REQUIREMENTS –
Retype the opening lines of the listing below, ending with the line that contains "string; rows: Row[]", and leave out any pictures.

(Web page code records)
________________
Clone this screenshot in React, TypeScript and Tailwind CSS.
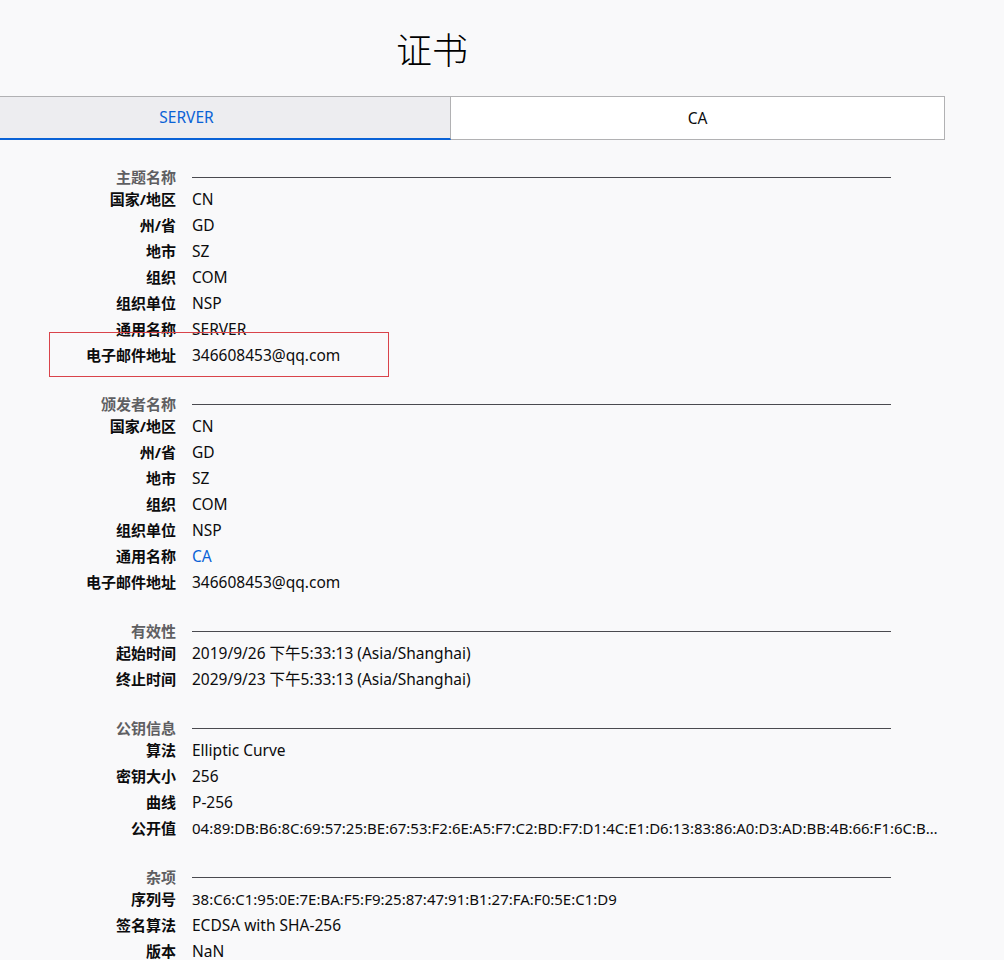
type Row = { label: string; value: string; link?: boolean; hex?: boolean };
type Section = { title: string; rows: Row[] };

const sections: Section[] = [
  {
    title: "主题名称",
    rows: [
      { label: "国家/地区", value: "CN" },
      { label: "州/省", value: "GD" },
      { label: "地市", value: "SZ" },
      { label: "组织", value: "COM" },
      { label: "组织单位", value: "NSP" },
      { label: "通用名称", value: "SERVER" },
      { label: "电子邮件地址", value: "346608453@qq.com" },
    ],
  },
  {
    title: "颁发者名称",
    rows: [
      { label: "国家/地区", value: "CN" },
      { label: "州/省", value: "GD" },
      { label: "地市", value: "SZ" },
      { label: "组织", value: "COM" },
      { label: "组织单位", value: "NSP" },
      { label: "通用名称", value: "CA", link: true },
      { label: "电子邮件地址", value: "346608453@qq.com" },
    ],
  },
  {
    title: "有效性",
    rows: [
      { label: "起始时间", value: "2019/9/26 下午5:33:13 (Asia/Shanghai)" },
      { label: "终止时间", value: "2029/9/23 下午5:33:13 (Asia/Shanghai)" },
    ],
  },
  {
    title: "公钥信息",
    rows: [
      { label: "算法", value: "Elliptic Curve" },
      { label: "密钥大小", value: "256" },
      { label: "曲线", value: "P-256" },
      {
        label: "公开值",
        hex: true,
        value:
          "04:89:DB:B6:8C:69:57:25:BE:67:53:F2:6E:A5:F7:C2:BD:F7:D1:4C:E1:D6:13:83:86:A0:D3:AD:BB:4B:66:F1:6C:B2:1A:9E:47:0D:3C:55:81:E2",
      },
    ],
  },
  {
    title: "杂项",
    rows: [
      { label: "序列号", hex: true, value: "38:C6:C1:95:0E:7E:BA:F5:F9:25:87:47:91:B1:27:FA:F0:5E:C1:D9" },
      { label: "签名算法", value: "ECDSA with SHA-256" },
      { label: "版本", value: "NaN" },
    ],
  },
];

function CertSection({ section, first }: { section: Section; first: boolean }) {
  return (
    <div className={first ? "mt-[28px]" : "mt-[27px]"}>
      <div className="flex items-center gap-4 h-[18px]">
        <div className="w-[176px] text-right font-semibold text-[#5f5f62] leading-[18px]">{section.title}</div>
        <div className="w-[699px] h-px bg-[#4a4a4f]" />
      </div>
      {section.rows.map((r) => (
        <div key={r.label} className="flex gap-4 leading-[26px]">
          <div className="w-[176px] shrink-0 text-right font-bold text-[#0c0c0d]">{r.label}</div>
          <div
            className={`w-[750px] truncate ${r.hex ? "text-[15px]" : "text-[15.5px]"} ${
              r.link ? "text-[#0a62d6]" : "text-[#0c0c0d]"
            }`}
          >
            {r.value}
          </div>
        </div>
      ))}
    </div>
  );
}

export default function App() {
  return (
    <div
      className="relative min-h-screen overflow-hidden bg-[#f9f9fa] text-[15px] text-[#0c0c0d]"
      style={{ fontFamily: '"Noto Sans", "Noto Sans CJK SC", sans-serif' }}
    >
      {/* Title */}
      <div className="w-[864px] h-[96px] flex items-center justify-center">
        <h1 className="text-[36px] font-light text-black" style={{ fontFamily: '"Noto Sans CJK SC", sans-serif' }}>
          证书
        </h1>
      </div>

      {/* Tabs */}
      <div className="flex ml-[-78px] h-[44px] text-[15.5px]">
        <div className="w-[529px] flex items-center justify-center pt-px bg-[#ededf0] border border-[#b1b1b3] border-b-2 border-b-[#0a62d6] text-[#0a62d6]">
          SERVER
        </div>
        <div className="w-[494px] flex items-center justify-center pt-px bg-white border border-l-0 border-[#b1b1b3]">
          CA
        </div>
      </div>

      {/* Details */}
      <div>
        {sections.map((s, i) => (
          <CertSection key={s.title} section={s} first={i === 0} />
        ))}
      </div>

      {/* annotation box */}
      <div className="absolute left-[49px] top-[332px] w-[340px] h-[45px] border border-[#d9434a]" />
    </div>
  );
}
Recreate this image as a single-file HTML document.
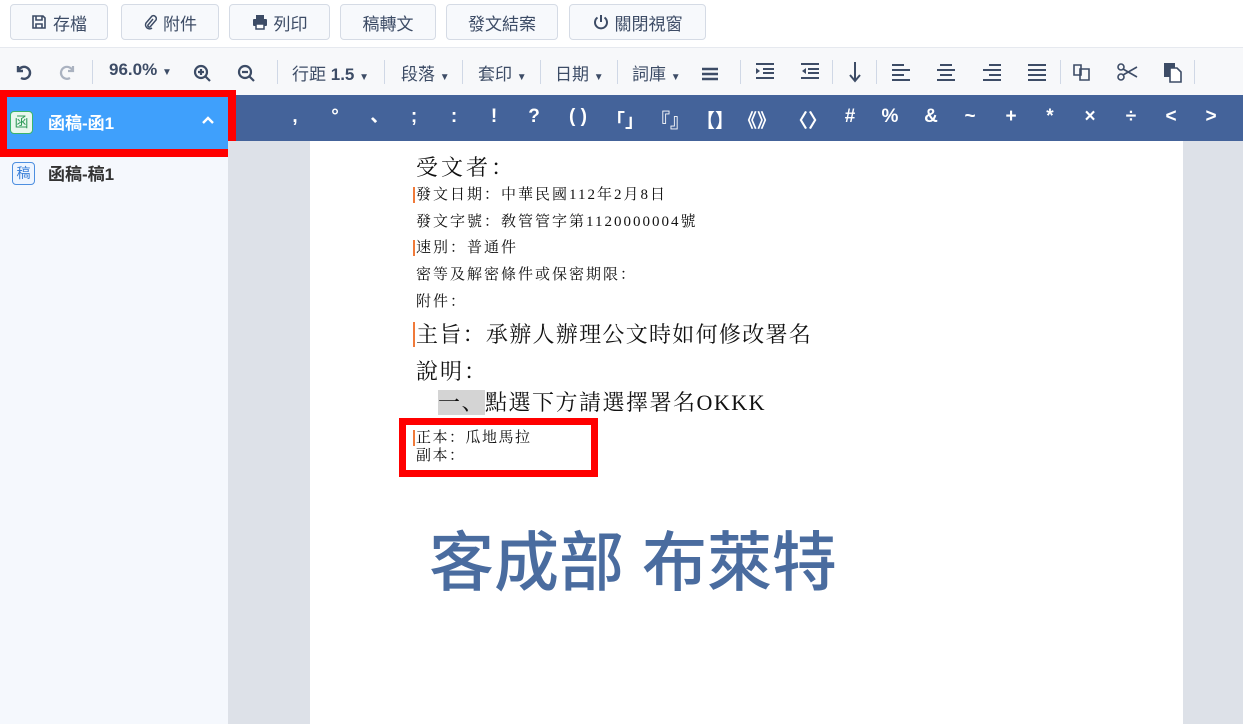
<!DOCTYPE html>
<html><head><meta charset="utf-8"><style>
*{margin:0;padding:0;box-sizing:border-box}
body{width:1243px;height:724px;overflow:hidden;background:#fff;font-family:"Liberation Sans","Noto Sans CJK TC",sans-serif;position:relative}
.btn{position:absolute;top:4px;height:36px;border:1px solid #d5dbe5;border-radius:4px;background:#f7f9fc;color:#3d4c66;font-size:17px;display:flex;align-items:center;justify-content:center;gap:6px}
.tb{position:absolute;top:47px;left:0;width:1243px;height:48px;background:#f7f8fa;border-top:1px solid #e6e9ef}
.t{position:absolute;top:60px;font-size:17px;color:#3d4c66;white-space:nowrap}
.sep{position:absolute;top:60px;width:1px;height:24px;background:#d0d8e6}
.pb{position:absolute;left:228px;top:95px;width:1015px;height:46px;background:#44639a;color:#fff;font-size:19px;font-weight:bold}
.pb span{position:absolute;top:11px;transform:translateX(-50%);white-space:nowrap}
.side{position:absolute;left:0;top:95px;width:228px;height:629px;background:#f5f8fd}
.gray{position:absolute;left:228px;top:141px;width:1015px;height:583px;background:#dde1e8}
.page{position:absolute;left:310px;top:141px;width:873px;height:583px;background:#fff}
.d{position:absolute;left:416px;font-family:"Liberation Serif","Noto Serif CJK SC",serif;color:#111;white-space:nowrap}
.s{font-size:15px;letter-spacing:2px}
.bar{border-left:2px solid #f07a3a;padding-left:1px;margin-left:-3px}
.ic{stroke:#3d4c66;fill:none;stroke-width:2}
</style></head><body>
<div class="btn" style="left:10px;width:98px"><svg width="16" height="16" viewBox="0 0 16 16" class="ic" style="stroke-width:1.6"><path d="M2 2h10l2 2v10H2z M5 2v4h6V2 M5 14v-4h6v4"/></svg>存檔</div>
<div class="btn" style="left:121px;width:98px"><svg width="14" height="16" viewBox="0 0 14 16" class="ic" style="stroke-width:1.5"><path d="M10 5L5 11a1.5 1.5 0 0 0 2 2l6-7a3 3 0 0 0-4-4L3 9a4 4 0 0 0 6 5"/></svg>附件</div>
<div class="btn" style="left:229px;width:101px"><svg width="16" height="16" viewBox="0 0 16 16"><rect x="4" y="1" width="8" height="4" fill="#3d4c66"/><rect x="1" y="5" width="14" height="7" rx="1" fill="#3d4c66"/><rect x="4" y="10" width="8" height="5" fill="#fff" stroke="#3d4c66" stroke-width="1.5"/></svg>列印</div>
<div class="btn" style="left:340px;width:96px">稿轉文</div>
<div class="btn" style="left:446px;width:112px">發文結案</div>
<div class="btn" style="left:569px;width:137px"><svg width="16" height="16" viewBox="0 0 16 16" class="ic" style="stroke-width:2"><path d="M8 1v7 M4.5 3.5a6 6 0 1 0 7 0"/></svg>關閉視窗</div>
<div class="tb"></div>
<svg style="position:absolute;left:13px;top:62px" width="20" height="20" viewBox="0 0 20 20"><path d="M5 4v5h5 M5.5 8.5A6 6 0 1 1 8 16" stroke="#3d4c66" stroke-width="2.4" fill="none"/></svg>
<svg style="position:absolute;left:58px;top:62px" width="20" height="20" viewBox="0 0 20 20"><path d="M15 4v5h-5 M14.5 8.5A6 6 0 1 0 12 16" stroke="#aab2c0" stroke-width="2.2" fill="none"/></svg>
<div class="sep" style="left:92px"></div>
<div class="t" style="left:109px;font-weight:bold">96.0% <span style="font-size:10px">▼</span></div>
<svg style="position:absolute;left:193px;top:64px" width="20" height="20" viewBox="0 0 20 20"><circle cx="8" cy="8" r="6" stroke="#3d4c66" stroke-width="2.2" fill="none"/><path d="M12.5 12.5L17 17 M5 8h6 M8 5v6" stroke="#3d4c66" stroke-width="2.2"/></svg>
<svg style="position:absolute;left:237px;top:64px" width="20" height="20" viewBox="0 0 20 20"><circle cx="8" cy="8" r="6" stroke="#3d4c66" stroke-width="2.2" fill="none"/><path d="M12.5 12.5L17 17 M5 8h6" stroke="#3d4c66" stroke-width="2.2"/></svg>
<div class="sep" style="left:277px"></div>
<div class="t" style="left:292px">行距 <b>1.5</b> <span style="font-size:10px">▼</span></div>
<div class="sep" style="left:384px"></div>
<div class="t" style="left:401px">段落 <span style="font-size:10px">▼</span></div>
<div class="sep" style="left:462px"></div>
<div class="t" style="left:478px">套印 <span style="font-size:10px">▼</span></div>
<div class="sep" style="left:540px"></div>
<div class="t" style="left:555px">日期 <span style="font-size:10px">▼</span></div>
<div class="sep" style="left:617px"></div>
<div class="t" style="left:632px">詞庫 <span style="font-size:10px">▼</span></div>
<svg style="position:absolute;left:700px;top:66px" width="20" height="16"><path d="M2 3h16M2 8h16M2 13h16" stroke="#3d4c66" stroke-width="2.4"/></svg>
<div class="sep" style="left:740px"></div>
<svg style="position:absolute;left:754px;top:62px" width="22" height="18"><path d="M2 2h18M9 7h11M9 11h11M2 16h18" stroke="#3d4c66" stroke-width="2"/><path d="M2 6l4 3-4 3z" fill="#3d4c66"/></svg>
<svg style="position:absolute;left:799px;top:62px" width="22" height="18"><path d="M2 2h18M9 7h11M9 11h11M2 16h18" stroke="#3d4c66" stroke-width="2"/><path d="M7 6l-4 3 4 3z" fill="#3d4c66"/></svg>
<div class="sep" style="left:832px"></div>
<svg style="position:absolute;left:847px;top:60px" width="16" height="24"><path d="M8 2v18M3 15l5 6 5-6" stroke="#3d4c66" stroke-width="2" fill="none"/></svg>
<div class="sep" style="left:876px"></div>
<svg style="position:absolute;left:891px;top:63px" width="20" height="18"><path d="M1 2h12M1 7h18M1 12h12M1 17h18" stroke="#3d4c66" stroke-width="2"/></svg>
<svg style="position:absolute;left:936px;top:63px" width="20" height="18"><path d="M4 2h12M1 7h18M4 12h12M1 17h18" stroke="#3d4c66" stroke-width="2"/></svg>
<svg style="position:absolute;left:982px;top:63px" width="20" height="18"><path d="M7 2h12M1 7h18M7 12h12M1 17h18" stroke="#3d4c66" stroke-width="2"/></svg>
<svg style="position:absolute;left:1027px;top:63px" width="20" height="18"><path d="M1 2h18M1 7h18M1 12h18M1 17h18" stroke="#3d4c66" stroke-width="2"/></svg>
<div class="sep" style="left:1060px"></div>
<svg style="position:absolute;left:1072px;top:62px" width="20" height="20" viewBox="0 0 20 20" fill="none" stroke="#3d4c66" stroke-width="1.6"><path d="M2 3h7v10H2z M8 7h9v11H8z"/></svg>
<svg style="position:absolute;left:1117px;top:62px" width="22" height="20" viewBox="0 0 22 20" fill="none" stroke="#3d4c66" stroke-width="1.6"><circle cx="4" cy="5" r="3"/><circle cx="4" cy="15" r="3"/><path d="M6 7l14 8M6 13l14-8"/></svg>
<svg style="position:absolute;left:1162px;top:61px" width="22" height="22" viewBox="0 0 22 22"><rect x="2" y="2" width="11" height="14" fill="#3d4c66"/><path d="M8 7h7l4 4v10H8z" fill="#fff" stroke="#3d4c66" stroke-width="1.6"/></svg>
<div class="sep" style="left:1194px"></div>

<div class="pb">
<span style="left:67px">,</span><span style="left:107px">°</span><span style="left:146px">、</span><span style="left:186px">;</span><span style="left:226px">:</span><span style="left:266px">!</span><span style="left:306px">?</span><span style="left:350px">( )</span><span style="left:397px">「」</span><span style="left:442px">『』</span><span style="left:487px">【】</span><span style="left:529px">《》</span><span style="left:580px">〈〉</span><span style="left:622px">#</span><span style="left:662px">%</span><span style="left:703px">&amp;</span><span style="left:742px">~</span><span style="left:783px">+</span><span style="left:822px">*</span><span style="left:862px">×</span><span style="left:903px">÷</span><span style="left:943px">&lt;</span><span style="left:983px">&gt;</span>
</div>
<div class="side"></div>
<div style="position:absolute;left:0;top:90px;width:236px;height:67px;background:#f00"></div>
<div style="position:absolute;left:7px;top:97px;width:221px;height:52px;background:#3fa0fc"></div>
<div style="position:absolute;left:10px;top:111px;width:23px;height:23px;background:#e8f7ee;border:1px solid #3bb56c;border-radius:4px;color:#2e9a58;font-size:14px;text-align:center;line-height:21px">函</div>
<div style="position:absolute;left:48px;top:109px;color:#fff;font-size:17px;font-weight:bold">函稿-函1</div>
<svg style="position:absolute;left:201px;top:115px" width="14" height="10"><path d="M2 8l5-5 5 5" stroke="#fff" stroke-width="2.4" fill="none"/></svg>
<div style="position:absolute;left:12px;top:162px;width:23px;height:23px;background:#eef5ff;border:1px solid #4d8fe0;border-radius:4px;color:#3b80d8;font-size:14px;text-align:center;line-height:21px">稿</div>
<div style="position:absolute;left:48px;top:160px;color:#333;font-size:17px;font-weight:bold">函稿-稿1</div>

<div class="gray"></div>
<div class="page"></div>
<div class="d" style="top:151px;font-size:22px;letter-spacing:3px">受文者：</div>
<div class="d s" style="top:183px"><span class="bar">發文日期：中華民國112年2月8日</span></div>
<div class="d s" style="top:210px">發文字號：敎管管字第1120000004號</div>
<div class="d s" style="top:236px"><span class="bar">速別：普通件</span></div>
<div class="d s" style="top:263px">密等及解密條件或保密期限：</div>
<div class="d s" style="top:290px">附件：</div>
<div class="d" style="top:318px;font-size:22px;line-height:34px;letter-spacing:1.3px"><span class="bar">主旨：承辦人辦理公文時如何修改署名</span></div>
<div class="d" style="top:355px;font-size:22px;letter-spacing:2px">說明：</div>
<div class="d" style="left:438px;top:387px;font-size:22px;line-height:32px;letter-spacing:1.5px"><span style="background:#d4d4d4">一、</span>點選下方請選擇署名OKKK</div>
<div style="position:absolute;left:399px;top:418px;width:199px;height:59px;border:7px solid #f00"></div>
<div class="d s" style="top:429px;line-height:18px;letter-spacing:1.5px"><span class="bar">正本：瓜地馬拉</span><br>副本：</div>
<div style="position:absolute;left:429px;top:510px;font-size:65px;color:#4a6c9f;font-family:'Liberation Sans','Noto Sans CJK TC',sans-serif;white-space:nowrap;font-weight:500">客成部 布萊特</div>
</body></html>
________________
SOLUTION –
Clone this screenshot in React, TypeScript and Tailwind CSS.
type Row = { label: string; value: string; link?: boolean; hex?: boolean };
type Section = { title: string; rows: Row[] };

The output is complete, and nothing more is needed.